An Initial Public Offering, or IPO, is defined as the first sale of stock by a company to the public. As IB generally does not operate as an underwriter or selling agent of IPO shares, the first opportunity customers have to transact in such shares does not take place until the issue begins trading in the secondary market. Outlined below are key issues which customers should consider when transacting in shares on their first day of listing:
As IPOs are inherently subject to a high degree of uncertainty as to price and liquidity once secondary market trading begins, each new issue is subject to a review to determine whether initial and maintenance margin requirements above the minimum which is required by regulation is warranted. Current margin information is made available through the "Check Margin" feature on the trading platform. Customers should also note that IB reserves the right to change margin on an intraday basis and without advance notice when warranted.
2. Order Entry
IB monitors for upcoming IPOs and makes every effort to provide customers the ability to enter orders in advance of the day at which trading begins in the secondary market. In certain circumstances, either IB and/or the exchange may impose restrictions on the type of orders which may be accepted as well as the time in force conditions associated with such orders.

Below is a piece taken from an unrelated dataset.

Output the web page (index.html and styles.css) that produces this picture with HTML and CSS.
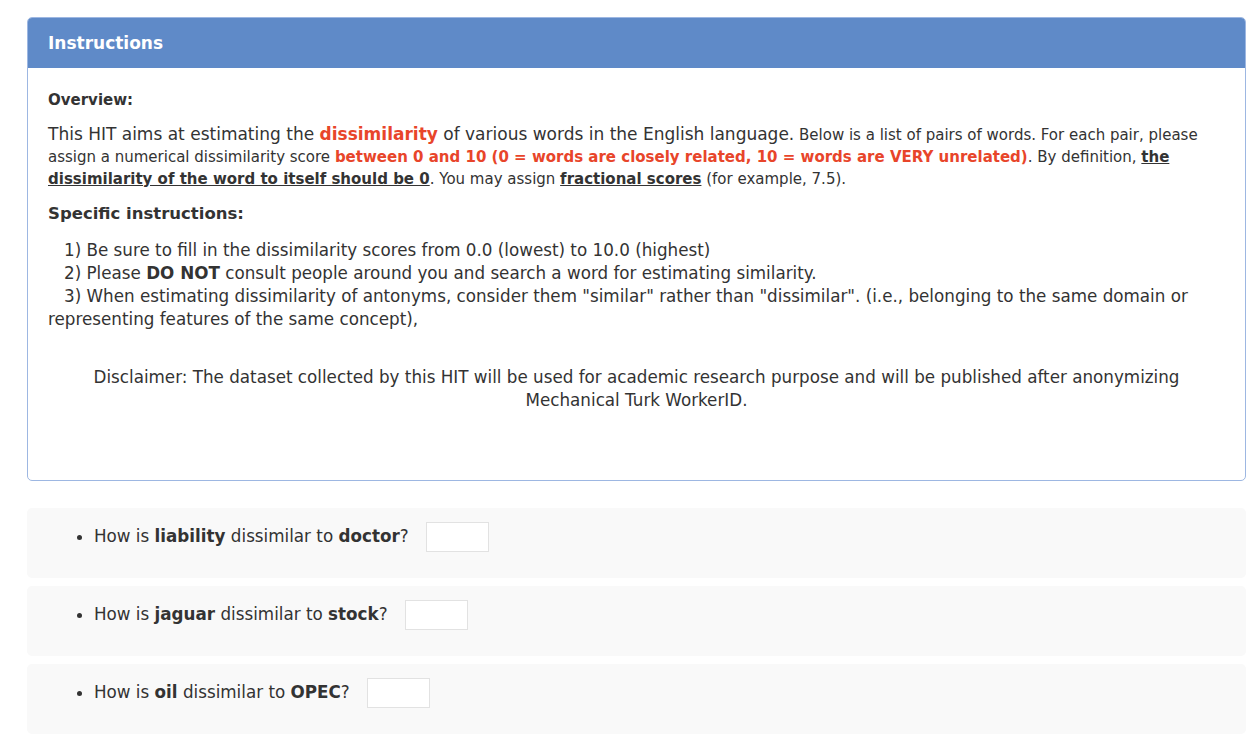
FILE: index.html
```html
<!DOCTYPE html>
<html>
<head>
<meta charset="utf-8">
<link rel="stylesheet" href="styles.css">
</head>
<body>
<div class="page">
  <section class="panel">
    <div class="panel-heading">Instructions</div>
    <div class="panel-body">
      <h4 class="overview">Overview:</h4>
      <p class="intro"><span class="big">This HIT aims at estimating the <b class="red">dissimilarity</b> of various words in the English language.</span> Below is a list of pairs of words. For each pair, please assign a numerical dissimilarity score <b class="red">between 0 and 10 (0 = words are closely related, 10 = words are VERY unrelated)</b>. By definition, <b class="ul">the dissimilarity of the word to itself should be 0</b>. You may assign <b class="ul">fractional scores</b> (for example, 7.5).</p>
      <h4 class="specific">Specific instructions:</h4>
      <p class="list">&nbsp;&nbsp;&nbsp;1) Be sure to fill in the dissimilarity scores from 0.0 (lowest) to 10.0 (highest)<br>&nbsp;&nbsp;&nbsp;2) Please <b>DO NOT</b> consult people around you and search a word for estimating similarity.<br>&nbsp;&nbsp;&nbsp;3) When estimating dissimilarity of antonyms, consider them "similar" rather than "dissimilar". (i.e., belonging to the same domain or representing features of the same concept),</p>
      <p class="disclaimer">Disclaimer: The dataset collected by this HIT will be used for academic research purpose and will be published after anonymizing Mechanical Turk WorkerID.</p>
    </div>
  </section>

  <div class="questions">
    <div class="q"><ul><li>How is <b>liability</b> dissimilar to <b>doctor</b>? <input type="text" class="score"></li></ul></div>
    <div class="q"><ul><li>How is <b>jaguar</b> dissimilar to <b>stock</b>? <input type="text" class="score"></li></ul></div>
    <div class="q"><ul><li>How is <b>oil</b> dissimilar to <b>OPEC</b>? <input type="text" class="score"></li></ul></div>
  </div>
</div>
</body>
</html>
```
FILE: styles.css
```css
html, body {
  margin: 0;
  padding: 0;
  background: #fff;
}
body {
  font-family: "DejaVu Sans", Verdana, sans-serif;
  color: #333;
  font-size: 15px;
}
.page {
  padding: 17px 12px 10px 27px;
}
.panel {
  border: 1px solid #9db7e2;
  border-radius: 5px;
  overflow: hidden;
}
.panel-heading {
  background: #5f8ac8;
  color: #fff;
  font-weight: bold;
  font-size: 17px;
  height: 50px;
  line-height: 50px;
  padding: 0 20px;
}
.panel-body {
  padding: 20px 20px 68px 20px;
}
.overview {
  margin: 2px 0 0 0;
  font-size: 15px;
  line-height: 20px;
}
.intro {
  margin: 13px 0 0 0;
  font-size: 15px;
  line-height: 22px;
}
.intro .big {
  font-size: 17px;
}
.red {
  color: #e8452a;
}
.ul {
  text-decoration: underline;
}
.specific {
  margin: 13px 0 0 0;
  font-size: 16.5px;
  line-height: 22px;
}
.list {
  margin: 14px 0 0 0;
  font-size: 16.75px;
  line-height: 23px;
}
.disclaimer {
  margin: 35px 0 0 0;
  text-align: center;
  font-size: 16.75px;
  line-height: 23px;
}
.questions {
  margin-top: 27px;
  display: flex;
  flex-direction: column;
  gap: 8px;
}
.q {
  background: #f9f9f9;
  border-radius: 5px;
  height: 70px;
  box-sizing: border-box;
  padding-top: 13px;
}
.q ul {
  margin: 0;
  padding-left: 67px;
  font-size: 16.75px;
}
.q li {
  line-height: 30px;
}
.score {
  width: 63px;
  height: 30px;
  box-sizing: border-box;
  border: 1px solid #e2e2e2;
  background: #fff;
  margin-left: 12px;
  vertical-align: middle;
  padding: 0;
}
```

It should also be noted that orders not direct-routed to the primary exchange may be subject to special auction handling and therefore may receive a different opening print from that of the primary exchange. In addition, as the price at which the issue trades once available in the secondary market may differ significantly from the IPO price, customers are strongly encouraged to use limit orders when.
3. Short Availability
Customers should assume that IPO issues will not be available for shorting immediately upon trading in the secondary market. This limitation is a function of regulations which require the broker to locate and make a good faith determination that shares are available to borrow at settlement coupled with the likelihood that such shares will not be available (due to underwriter lending restrictions and the fact that secondary market transactions have not yet settled).